U.S. business logistics costs in 2011 rose to $1.28 trillion, 6.6% from the previous year and accounting for 8.5% percent of the U.S. gross domestic product, according to the 23rd annual “State of Logistics Report” published by The Council of Supply Chain Management Professionals.
The report, authored by transportation consultant Rosalyn Wilson of Delcan, Inc., has tracked and measured all costs associated with moving freight through the U.S. supply chain since 1988. This year’s report presents an overview of the economy over the past year, the logistics industry’s key trends, and the total U.S. logistics costs for 2011. It also examines which sectors of the industry are recovering, which are facing challenges, and areas that can be targeted for increased investment. The research concludes with a brief overview of industry indicators for the remainder of 2012. The supply chain management benchmark report is now available for distribution.
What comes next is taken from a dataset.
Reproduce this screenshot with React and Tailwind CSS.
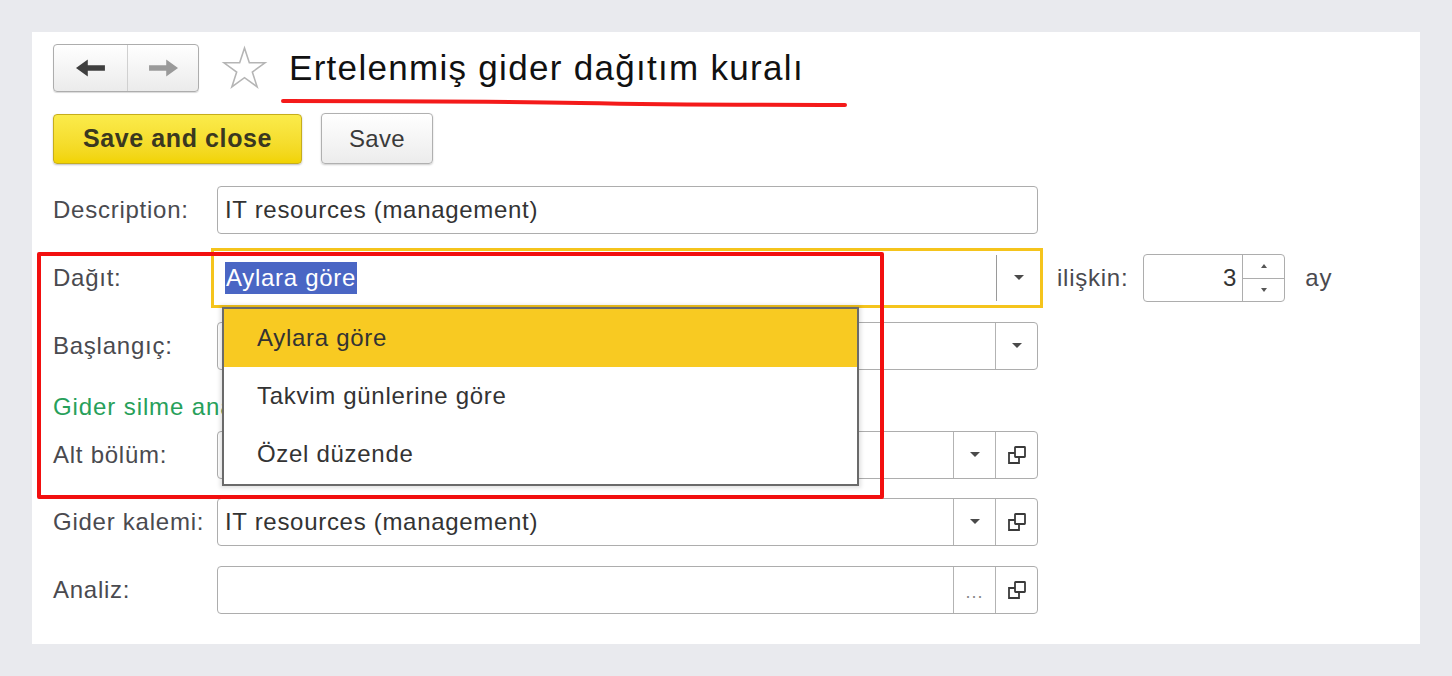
import React from "react";

const font = { fontFamily: '"Liberation Sans", Arial, sans-serif' };

function DropArrow() {
  return (
    <svg width="10" height="6" viewBox="0 0 10 6">
      <polygon points="0,0 10,0 5,5" fill="#4a4a4a" />
    </svg>
  );
}

function OpenIcon() {
  return (
    <svg width="20" height="20" viewBox="0 0 20 20" fill="none" stroke="#3a3a3a" strokeWidth="1.8">
      <rect x="8" y="2" width="10" height="10" rx="0.5" />
      <path d="M8 8 H2 V18 H12 V12" />
    </svg>
  );
}

function SideButton({ children }) {
  return (
    <div className="w-[42px] h-full flex items-center justify-center border-l border-[#b3b3b3]">
      {children}
    </div>
  );
}

function Field({ value, buttons = [], width = "w-[821px]" }) {
  return (
    <div
      className={`${width} h-[48px] flex items-stretch border border-[#adadad] rounded-[4px] bg-white`}
    >
      <div className="flex-1 flex items-center pl-[7px] text-[24px] tracking-[0.7px] text-[#333]">
        {value}
      </div>
      {buttons.map((b, i) => (
        <SideButton key={i}>
          {b === "drop" && <DropArrow />}
          {b === "open" && <OpenIcon />}
          {b === "dots" && (
            <span className="text-[#888] text-[18px] tracking-[1px] mt-[4px]">...</span>
          )}
        </SideButton>
      ))}
    </div>
  );
}

function Label({ children }) {
  return (
    <div className="w-[164px] shrink-0 text-[24px] tracking-[0.75px] text-[#4a4a4f]">
      {children}
    </div>
  );
}

function Star() {
  return (
    <svg width="47" height="47" viewBox="0 0 48 48" fill="none" stroke="#b5b5b5" strokeWidth="1.6">
      <polygon points="24,3 28.94,18.2 44.92,18.2 31.99,27.6 36.93,42.8 24,33.4 11.07,42.8 16.01,27.6 3.08,18.2 19.06,18.2" />
    </svg>
  );
}

export default function App() {
  return (
    <div className="w-[1452px] h-[676px] bg-[#e9eaee] pt-[32px] pl-[32px]" style={font}>
      <div className="relative w-[1388px] h-[612px] bg-white pl-[21px] pt-[12px]">
        {/* header */}
        <div className="flex items-center h-[48px]">
          <div className="w-[146px] h-[48px] flex border border-[#adadad] rounded-[4px] bg-gradient-to-b from-white to-[#ebebeb] shadow-[0_1px_1px_rgba(0,0,0,0.15)]">
            <div className="w-[74px] flex items-center justify-center border-r border-[#d0d0d0]">
              <svg width="30" height="18" viewBox="0 0 28 16">
                <path d="M0 8 L11 0 V5.5 H27 V10.5 H11 V16 Z" fill="#3f3f3f" />
              </svg>
            </div>
            <div className="flex-1 flex items-center justify-center">
              <svg width="30" height="18" viewBox="0 0 28 16">
                <path d="M28 8 L17 0 V5.5 H1 V10.5 H17 V16 Z" fill="#9a9a9a" />
              </svg>
            </div>
          </div>
          <div className="ml-[22px]">
            <Star />
          </div>
          <div className="ml-[21px] text-[35px] tracking-[1.3px] text-[#111] leading-none pb-[2px]">
            Ertelenmiş gider dağıtım kuralı
          </div>
        </div>

        {/* buttons */}
        <div className="flex items-center mt-[21px]">
          <div className="w-[249px] h-[50px] flex items-center justify-center rounded-[4px] border border-[#c6ad1c] bg-gradient-to-b from-[#fbeb4a] to-[#f1d300] shadow-[0_1px_2px_rgba(0,0,0,0.25)] text-[25px] font-bold tracking-[0.6px] text-[#3a3820]">
            Save and close
          </div>
          <div className="ml-[19px] w-[112px] h-[51px] flex items-center justify-center rounded-[4px] border border-[#b0b0b0] bg-gradient-to-b from-white to-[#ececec] shadow-[0_1px_2px_rgba(0,0,0,0.2)] text-[24px] tracking-[0.3px] text-[#3a3a3a]">
            Save
          </div>
        </div>

        {/* form */}
        <div className="mt-[22px] flex flex-col">
          <div className="flex items-center h-[48px]">
            <Label>Description:</Label>
            <Field value="IT resources (management)" />
          </div>

          <div className="flex items-center h-[48px] mt-[20px]">
            <Label>Dağıt:</Label>
            <div className="ml-[-6px] w-[832px] h-[60px] border-[3px] border-[#f5c41c] flex items-stretch py-[4px]">
              <div className="flex-1 flex items-center pl-[11px]">
                <span className="bg-[#4a66c4] text-white text-[24px] tracking-[0.7px] leading-[32px] px-[1px]">
                  Aylara göre
                </span>
              </div>
              <div className="w-[44px] flex items-center justify-center border-l border-[#9a9a9a]">
                <DropArrow />
              </div>
            </div>
            <div className="ml-[14px] text-[24px] tracking-[0.75px] text-[#4a4a4f]">ilişkin:</div>
            <div className="ml-[15px] w-[142px] h-[48px] flex border border-[#adadad] rounded-[4px]">
              <div className="flex-1 flex items-center justify-end pr-[6px] text-[24px] text-[#333]">3</div>
              <div className="w-[42px] flex flex-col border-l border-[#adadad]">
                <div className="flex-1 flex items-center justify-center border-b border-[#adadad]">
                  <svg width="6" height="4" viewBox="0 0 6 4">
                    <polygon points="0,4 6,4 3,0" fill="#555" />
                  </svg>
                </div>
                <div className="flex-1 flex items-center justify-center">
                  <svg width="6" height="4" viewBox="0 0 6 4">
                    <polygon points="0,0 6,0 3,4" fill="#555" />
                  </svg>
                </div>
              </div>
            </div>
            <div className="ml-[20px] text-[24px] tracking-[0.75px] text-[#4a4a4f]">ay</div>
          </div>

          <div className="flex items-center h-[48px] mt-[20px]">
            <Label>Başlangıç:</Label>
            <Field value="" buttons={["drop"]} />
          </div>

          <div className="h-[61px] flex items-center pt-[12px] text-[24px] tracking-[0.9px] text-[#27a05a]">
            Gider silme analitiği
          </div>

          <div className="flex items-center h-[48px]">
            <Label>Alt bölüm:</Label>
            <Field value="" buttons={["drop", "open"]} />
          </div>

          <div className="flex items-center h-[48px] mt-[19px]">
            <Label>Gider kalemi:</Label>
            <Field value="IT resources (management)" buttons={["drop", "open"]} />
          </div>

          <div className="flex items-center h-[48px] mt-[20px]">
            <Label>Analiz:</Label>
            <Field value="" buttons={["dots", "open"]} />
          </div>
        </div>

        {/* dropdown list */}
        <div className="absolute left-[190px] top-[275px] w-[637px] h-[179px] bg-white border-2 border-[#6a6a6a] shadow-[0_0_4px_2px_rgba(0,0,0,0.12)] text-[24px] tracking-[0.7px] text-[#333]">
          <div className="h-[58px] flex items-center pl-[33px] bg-[#f8ca22]">Aylara göre</div>
          <div className="h-[58px] flex items-center pl-[33px]">Takvim günlerine göre</div>
          <div className="h-[58px] flex items-center pl-[33px]">Özel düzende</div>
        </div>

        {/* annotations */}
        <svg className="absolute left-[248px] top-[65px]" width="568" height="12" viewBox="0 0 568 12">
          <path d="M3 4 Q200 4 300 6 T565 8" stroke="#f41a1a" strokeWidth="4" fill="none" strokeLinecap="round" />
        </svg>
        <div className="absolute left-[5px] top-[220px] w-[847px] h-[247px] border-4 border-[#f20f0f] rounded-[2px]" />
      </div>
    </div>
  );
}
This year’s report reveals that with overall revenue 15.3% higher than 2010. Railroads gained market share, especially in intermodal, and did not experience capacity problems faced by the trucking sector. Trucking companies are also using intermodal rail help to offset the impacts of driver shortages and the costs of acquiring and maintaining new equipment. In spite of tightening capacity and an overall decline in volume, trucking rates were up 5% to 15% in 2011.